Summary and Contributions: The authors present an algorithm for proposing unseen goals by leveraging the compositionality of natural language. Some goals are provided by a social peer to define the goal space. The agent then proposes unseen goals with a learned model of the sentence grammar, labels past trajectories with learned hindsight rewards for imagined goals, and uses these trajectories to learn the RL agent. The learned hindsight reward and RL agent learn object representations via set attention.

Strengths: - The paper studies an interesting aspect of human learning that is underexplored in the reinforcement learning community. - Experiments show that compositional goal generalization facilitates both exploration and task generalization and performs competitively with other ways of proposing goals. - The paper is well written and the method is described clearly.

Weaknesses: - The presented method contains many components and further ablations would be interesting, for example on the choice of object representations. - The introduced environment is quite simple, allowing for only 256 different sentences. It would be interesting to scale the approach to more complex tasks that necessitate representation learning, similar to prior works on natural-language-instructed RL agents in the Doom and DMLab environments.

Correctness: - I think claiming the use of language compositionality for exploration is too large of a claim. For example, see "Language as an abstraction for hierarchical deep reinforcement learning" (NeurIPS 2019). - Section 2 paragraph headline "Learning objective" -> should this be "evaluation metrics" instead?

Clarity: - I think the terminology of "out-of-distribution goal" is a bit unclear and suggests a technical meaning that is probably not intended. Otherwise, it would require defining the distribution. For the empirical distribution of past experience, any unseen goal is out-of-distribution. For a good model of past experience (e.g. a language model), new combinations of old factors can be in-distribution. What is really mean might be generalization, such that interesting goals are in-distribution. - The text in Fig 1 is too small to read.

Relation to Prior Work: - Related work is adequately discussed.

Reproducibility: Yes

Additional Feedback:

Review 4

Summary and Contributions: In this paper, the author introduce a learning schema IMAGINE(intrinsic motivations and goal invention for exploration). It is an intrinsically motivated deep reinforcement agent using goal imagination(the ability to imagine out of distribution goal) to interact with the environment by leveraging natural language description from social partners. This framework uses the concept of imagination and tries to solve open-ended learning environments. The key contribution of the paper is, given the goal description from the SP, the agent would be able to generate relative similar goals beyond the original distribution of goal sets based on the grammar. This would be helped for skill transferring and generalization. Authors also design an novel test environment.

Strengths: The authors present a novel method for "new goals description" and encoding "imagination". Their combined infant-parent learning dynamics and reinforcement learning. Previous work on open environment problem mostly focuses on discovering states and actions. In addition, The design of the experiment is also interesting. Based on the design, this playground can be extended to evaluate a variety of tasks. (skill transfer, language grounding, human-agent interaction etc) .
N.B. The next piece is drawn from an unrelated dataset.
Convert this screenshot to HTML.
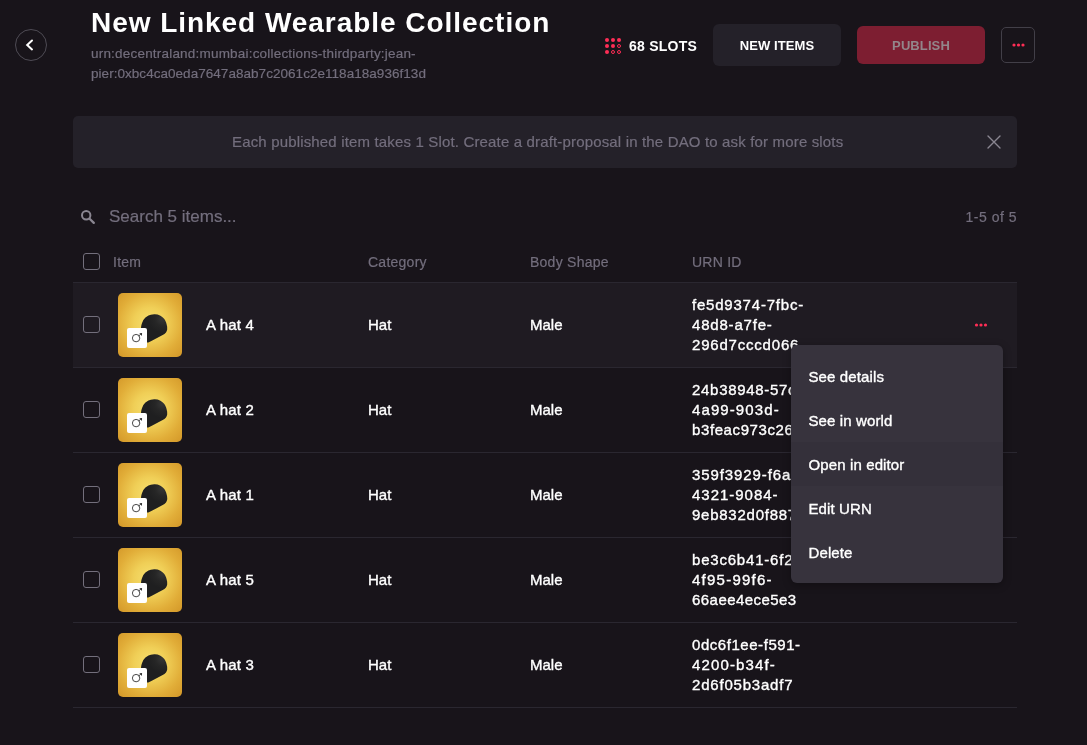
<!DOCTYPE html>
<html lang="en">
<head>
<meta charset="utf-8">
<title>New Linked Wearable Collection</title>
<style>
*{box-sizing:border-box;margin:0;padding:0}
html,body{width:1087px;height:745px;overflow:hidden;background:#18141a;}
body{font-family:"Liberation Sans",Arial,sans-serif;color:#fff;position:relative;-webkit-font-smoothing:antialiased}
.abs{position:absolute;white-space:nowrap}
.back{left:15px;top:29px;width:32px;height:32px;border-radius:50%;border:1px solid #4f4c55}
.back svg{position:absolute;left:0;top:0}
.title{left:91px;top:4px;font-size:28px;line-height:38px;font-weight:bold;letter-spacing:0.96px}
.sub{left:91px;font-size:13.5px;line-height:20px;color:#736e7d;letter-spacing:0.15px}
.slots{left:629px;top:36px;font-size:14px;line-height:20px;font-weight:bold;letter-spacing:0.25px}
.btn{border-radius:6px;font-size:13px;font-weight:bold;text-align:center;letter-spacing:0.1px}
.new{left:713px;top:24px;width:128px;height:42px;background:#242129;line-height:44px}
.pub{left:857px;top:26px;width:128px;height:38px;background:#7d1e31;line-height:39px;color:#93868a}
.more{left:1001px;top:27px;width:34px;height:36px;border:1px solid #423f48;border-radius:5px}
.banner{left:73px;top:116px;width:944px;height:52px;background:#242129;border-radius:5px;color:#736e7d;font-size:15px;line-height:52px;letter-spacing:0.16px}
.banner span{position:absolute;left:159px}
.search{left:109px;top:205px;font-size:17px;line-height:24px;color:#736e7d}
.count{right:70px;top:207px;font-size:14px;line-height:20px;color:#736e7d;letter-spacing:0.5px}
.th{top:252px;font-size:14px;line-height:20px;color:#736e7d;letter-spacing:0.25px}
.cb{left:83px;width:17px;height:17px;border:1px solid #736f7c;border-radius:3px}
.banner,.sub,.search,.th,.count{-webkit-text-stroke:0.2px #736e7d}
.hline{left:73px;width:944px;height:1px;background:#2a2730}
.row{left:73px;width:944px;height:84px}
.row.hov{background:#1f1b22}
.thumb{left:45px;top:10px;width:64px;height:64px;border-radius:5px;background:radial-gradient(circle at 50% 48%,#f6e071 0%,#f0cf57 35%,#e1ad38 70%,#d39728 100%);overflow:hidden}
.badge{left:54px;top:45px;width:20px;height:20px;background:#fff;border-radius:2px}
.name,.cat,.shape{top:32px;font-size:15px;line-height:20px;-webkit-text-stroke:0.36px #fff}
.name{left:133px;letter-spacing:0.2px}.cat{left:295px}.shape{left:457px}
.urn{left:619px;top:12px;font-size:15px;line-height:20px;-webkit-text-stroke:0.36px #fff}
.urn span{display:block}
.menu{left:791px;top:345px;width:212px;height:237.5px;background:#37333d;border-radius:6px;padding:9px 0 7px;box-shadow:0 2px 8px rgba(0,0,0,.3)}
.menu div{height:44px;line-height:45px;padding-left:17.5px;font-size:15px;letter-spacing:0.12px;-webkit-text-stroke:0.36px #fff}
.menu div.h{background:#34303a}
</style>
</head>
<body>
<div id="wrap" style="position:absolute;left:0;top:0;width:1087px;height:745px;will-change:transform">
<svg width="0" height="0" style="position:absolute"><defs><radialGradient id="hg" gradientUnits="userSpaceOnUse" cx="44" cy="26" r="14"><stop offset="0" stop-color="#353535"/><stop offset="0.5" stop-color="#262626"/><stop offset="1" stop-color="#1f1f20"/></radialGradient></defs></svg>
<div class="abs back"><svg width="30" height="30" viewBox="0 0 30 30"><path d="M16 10.5 L11.2 14.95 L16 19.4" fill="none" stroke="#fff" stroke-width="2" stroke-linecap="round" stroke-linejoin="miter"/></svg></div>
<div class="abs title">New Linked Wearable Collection</div>
<div class="abs sub" style="top:44px;letter-spacing:0.2px">urn:decentraland:mumbai:collections-thirdparty:jean-</div>
<div class="abs sub" style="top:64px;letter-spacing:0.04px">pier:0xbc4ca0eda7647a8ab7c2061c2e118a18a936f13d</div>

<svg class="abs" style="left:604px;top:37px" width="18" height="18" viewBox="0 0 18 18">
<g fill="#ff2d55"><circle cx="3" cy="3" r="2"/><circle cx="9" cy="3" r="2"/><circle cx="15" cy="3" r="2"/><circle cx="3" cy="9" r="2"/><circle cx="9" cy="9" r="2"/><circle cx="3" cy="15" r="2"/></g>
<g fill="none" stroke="#ff2d55" stroke-width="1"><circle cx="15" cy="9" r="1.5"/><circle cx="9" cy="15" r="1.5"/><circle cx="15" cy="15" r="1.5"/></g>
</svg>
<div class="abs slots">68 SLOTS</div>
<div class="abs btn new">NEW ITEMS</div>
<div class="abs btn pub">PUBLISH</div>
<div class="abs more"><svg width="32" height="34" viewBox="0 0 32 34"><g fill="#ff2d55"><circle cx="12" cy="17" r="1.6"/><circle cx="16.5" cy="17" r="1.6"/><circle cx="21" cy="17" r="1.6"/></g></svg></div>

<div class="abs banner"><span>Each published item takes 1 Slot. Create a draft-proposal in the DAO to ask for more slots</span>
<svg class="abs" style="left:913px;top:18px" width="16" height="16" viewBox="0 0 16 16"><path d="M2 2 L14 14 M14 2 L2 14" stroke="#8a8691" stroke-width="1.4" fill="none" stroke-linecap="round"/></svg></div>

<svg class="abs" style="left:80px;top:209px" width="16" height="16" viewBox="0 0 16 16"><circle cx="6.2" cy="6.3" r="4.2" fill="none" stroke="#8a8691" stroke-width="2"/><path d="M9.6 9.7 L13.8 13.9" stroke="#8a8691" stroke-width="2.3" stroke-linecap="round"/></svg>
<div class="abs search">Search 5 items...</div>
<div class="abs count">1-5 of 5</div>

<div class="abs cb" style="top:253px"></div>
<div class="abs th" style="left:113px">Item</div>
<div class="abs th" style="left:368px">Category</div>
<div class="abs th" style="left:530px">Body Shape</div>
<div class="abs th" style="left:692px">URN ID</div>
<div class="abs hline" style="top:282px"></div>

<div class="abs row hov" style="top:283px">
 <div class="abs cb" style="left:10px;top:33px"></div>
 <div class="abs thumb"><svg width="64" height="64" viewBox="0 0 64 64"><path d="M23 35 C23.2 32 23.8 30.5 24.6 28.7 C25.5 26.5 26.8 25.2 28.2 24.1 C29.8 22.9 31.2 22.2 32.8 21.8 C34.2 21.3 35.5 21.1 36.9 21.2 C38.8 21.2 40.4 21.6 42 22.4 C43.6 23.2 45 24.3 46.1 25.7 C47.4 27.4 48.2 29.2 48.6 31.3 C49.1 33 49.4 34.8 49.2 36.6 C49 37.8 48.6 38.7 48 39.4 C47.1 40.4 45.9 41.3 44.7 42 L33.4 48.1 C32.4 48.7 31.4 49.2 30.3 49.4 L25 49.5 L22 44 Z" fill="url(#hg)"/></svg></div>
 <div class="abs badge"><svg width="20" height="20" viewBox="0 0 20 20"><circle cx="9.1" cy="10.1" r="3.7" fill="none" stroke="#333" stroke-width="0.9"/><path d="M11.6 8 L13.8 6.2" fill="none" stroke="#333" stroke-width="0.9"/><path d="M12.3 5.2 L15.1 5 L14.9 7.9 Z" fill="#333"/></svg></div>
 <div class="abs name">A hat 4</div><div class="abs cat">Hat</div><div class="abs shape">Male</div>
 <div class="abs urn"><span style="letter-spacing:0.79px">fe5d9374-7fbc-</span><span style="letter-spacing:0.81px">48d8-a7fe-</span><span style="letter-spacing:0.8px">296d7cccd066</span></div>
 <svg class="abs" style="left:900px;top:38px" width="16" height="8" viewBox="0 0 16 8"><g fill="#ff2d55"><circle cx="3.5" cy="4" r="1.6"/><circle cx="8" cy="4" r="1.6"/><circle cx="12.5" cy="4" r="1.6"/></g></svg>
</div>
<div class="abs hline" style="top:367px"></div>

<div class="abs row" style="top:368px">
 <div class="abs cb" style="left:10px;top:33px"></div>
 <div class="abs thumb"><svg width="64" height="64" viewBox="0 0 64 64"><path d="M23 35 C23.2 32 23.8 30.5 24.6 28.7 C25.5 26.5 26.8 25.2 28.2 24.1 C29.8 22.9 31.2 22.2 32.8 21.8 C34.2 21.3 35.5 21.1 36.9 21.2 C38.8 21.2 40.4 21.6 42 22.4 C43.6 23.2 45 24.3 46.1 25.7 C47.4 27.4 48.2 29.2 48.6 31.3 C49.1 33 49.4 34.8 49.2 36.6 C49 37.8 48.6 38.7 48 39.4 C47.1 40.4 45.9 41.3 44.7 42 L33.4 48.1 C32.4 48.7 31.4 49.2 30.3 49.4 L25 49.5 L22 44 Z" fill="url(#hg)"/></svg></div>
 <div class="abs badge"><svg width="20" height="20" viewBox="0 0 20 20"><circle cx="9.1" cy="10.1" r="3.7" fill="none" stroke="#333" stroke-width="0.9"/><path d="M11.6 8 L13.8 6.2" fill="none" stroke="#333" stroke-width="0.9"/><path d="M12.3 5.2 L15.1 5 L14.9 7.9 Z" fill="#333"/></svg></div>
 <div class="abs name">A hat 2</div><div class="abs cat">Hat</div><div class="abs shape">Male</div>
 <div class="abs urn"><span style="letter-spacing:0.7px">24b38948-57c6-</span><span style="letter-spacing:1.1px">4a99-903d-</span><span style="letter-spacing:0.6px">b3feac973c26</span></div>
</div>
<div class="abs hline" style="top:452px"></div>

<div class="abs row" style="top:453px">
 <div class="abs cb" style="left:10px;top:33px"></div>
 <div class="abs thumb"><svg width="64" height="64" viewBox="0 0 64 64"><path d="M23 35 C23.2 32 23.8 30.5 24.6 28.7 C25.5 26.5 26.8 25.2 28.2 24.1 C29.8 22.9 31.2 22.2 32.8 21.8 C34.2 21.3 35.5 21.1 36.9 21.2 C38.8 21.2 40.4 21.6 42 22.4 C43.6 23.2 45 24.3 46.1 25.7 C47.4 27.4 48.2 29.2 48.6 31.3 C49.1 33 49.4 34.8 49.2 36.6 C49 37.8 48.6 38.7 48 39.4 C47.1 40.4 45.9 41.3 44.7 42 L33.4 48.1 C32.4 48.7 31.4 49.2 30.3 49.4 L25 49.5 L22 44 Z" fill="url(#hg)"/></svg></div>
 <div class="abs badge"><svg width="20" height="20" viewBox="0 0 20 20"><circle cx="9.1" cy="10.1" r="3.7" fill="none" stroke="#333" stroke-width="0.9"/><path d="M11.6 8 L13.8 6.2" fill="none" stroke="#333" stroke-width="0.9"/><path d="M12.3 5.2 L15.1 5 L14.9 7.9 Z" fill="#333"/></svg></div>
 <div class="abs name">A hat 1</div><div class="abs cat">Hat</div><div class="abs shape">Male</div>
 <div class="abs urn"><span style="letter-spacing:0.9px">359f3929-f6ab-</span><span style="letter-spacing:0.98px">4321-9084-</span><span style="letter-spacing:0.75px">9eb832d0f887</span></div>
</div>
<div class="abs hline" style="top:537px"></div>

<div class="abs row" style="top:538px">
 <div class="abs cb" style="left:10px;top:33px"></div>
 <div class="abs thumb"><svg width="64" height="64" viewBox="0 0 64 64"><path d="M23 35 C23.2 32 23.8 30.5 24.6 28.7 C25.5 26.5 26.8 25.2 28.2 24.1 C29.8 22.9 31.2 22.2 32.8 21.8 C34.2 21.3 35.5 21.1 36.9 21.2 C38.8 21.2 40.4 21.6 42 22.4 C43.6 23.2 45 24.3 46.1 25.7 C47.4 27.4 48.2 29.2 48.6 31.3 C49.1 33 49.4 34.8 49.2 36.6 C49 37.8 48.6 38.7 48 39.4 C47.1 40.4 45.9 41.3 44.7 42 L33.4 48.1 C32.4 48.7 31.4 49.2 30.3 49.4 L25 49.5 L22 44 Z" fill="url(#hg)"/></svg></div>
 <div class="abs badge"><svg width="20" height="20" viewBox="0 0 20 20"><circle cx="9.1" cy="10.1" r="3.7" fill="none" stroke="#333" stroke-width="0.9"/><path d="M11.6 8 L13.8 6.2" fill="none" stroke="#333" stroke-width="0.9"/><path d="M12.3 5.2 L15.1 5 L14.9 7.9 Z" fill="#333"/></svg></div>
 <div class="abs name">A hat 5</div><div class="abs cat">Hat</div><div class="abs shape">Male</div>
 <div class="abs urn"><span style="letter-spacing:0.8px">be3c6b41-6f2d-</span><span style="letter-spacing:1.24px">4f95-99f6-</span><span style="letter-spacing:0.45px">66aee4ece5e3</span></div>
</div>
<div class="abs hline" style="top:622px"></div>

<div class="abs row" style="top:623px">
 <div class="abs cb" style="left:10px;top:33px"></div>
 <div class="abs thumb"><svg width="64" height="64" viewBox="0 0 64 64"><path d="M23 35 C23.2 32 23.8 30.5 24.6 28.7 C25.5 26.5 26.8 25.2 28.2 24.1 C29.8 22.9 31.2 22.2 32.8 21.8 C34.2 21.3 35.5 21.1 36.9 21.2 C38.8 21.2 40.4 21.6 42 22.4 C43.6 23.2 45 24.3 46.1 25.7 C47.4 27.4 48.2 29.2 48.6 31.3 C49.1 33 49.4 34.8 49.2 36.6 C49 37.8 48.6 38.7 48 39.4 C47.1 40.4 45.9 41.3 44.7 42 L33.4 48.1 C32.4 48.7 31.4 49.2 30.3 49.4 L25 49.5 L22 44 Z" fill="url(#hg)"/></svg></div>
 <div class="abs badge"><svg width="20" height="20" viewBox="0 0 20 20"><circle cx="9.1" cy="10.1" r="3.7" fill="none" stroke="#333" stroke-width="0.9"/><path d="M11.6 8 L13.8 6.2" fill="none" stroke="#333" stroke-width="0.9"/><path d="M12.3 5.2 L15.1 5 L14.9 7.9 Z" fill="#333"/></svg></div>
 <div class="abs name">A hat 3</div><div class="abs cat">Hat</div><div class="abs shape">Male</div>
 <div class="abs urn"><span style="letter-spacing:0.55px">0dc6f1ee-f591-</span><span style="letter-spacing:1.14px">4200-b34f-</span><span style="letter-spacing:0.8px">2d6f05b3adf7</span></div>
</div>
<div class="abs hline" style="top:707px"></div>

<div class="abs menu">
<div>See details</div><div>See in world</div><div class="h">Open in editor</div><div>Edit URN</div><div>Delete</div>
</div>
</div>
</body>
</html>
Weaknesses: 1) I think it might be hard to extend.The architecture is designed for this specific environment. Would the grammar construction process be needed for every new test setting? 2) I find some terminologies used in the paper confusing. For example, I wonder what SR (success rates) refer to and why it could captures "generalization".

Correctness: Yes

Clarity: Yes. However, I would just add a few minor suggestions: 1) The description of figure 1 is not very clear. I don’t quite understanding the meaning of "passing"/"failing" in the bottom three sub-figures. 2) Page 5, s_T was not clearly defined. Similarly, there is no claim about what is the state space s, action space a. 3) Figure 2 lacks emphasis. When I first looked at this figure, I was confused about where I should start to follow the flowchart. .

Relation to Prior Work: Yes

Reproducibility: Yes

Additional Feedback: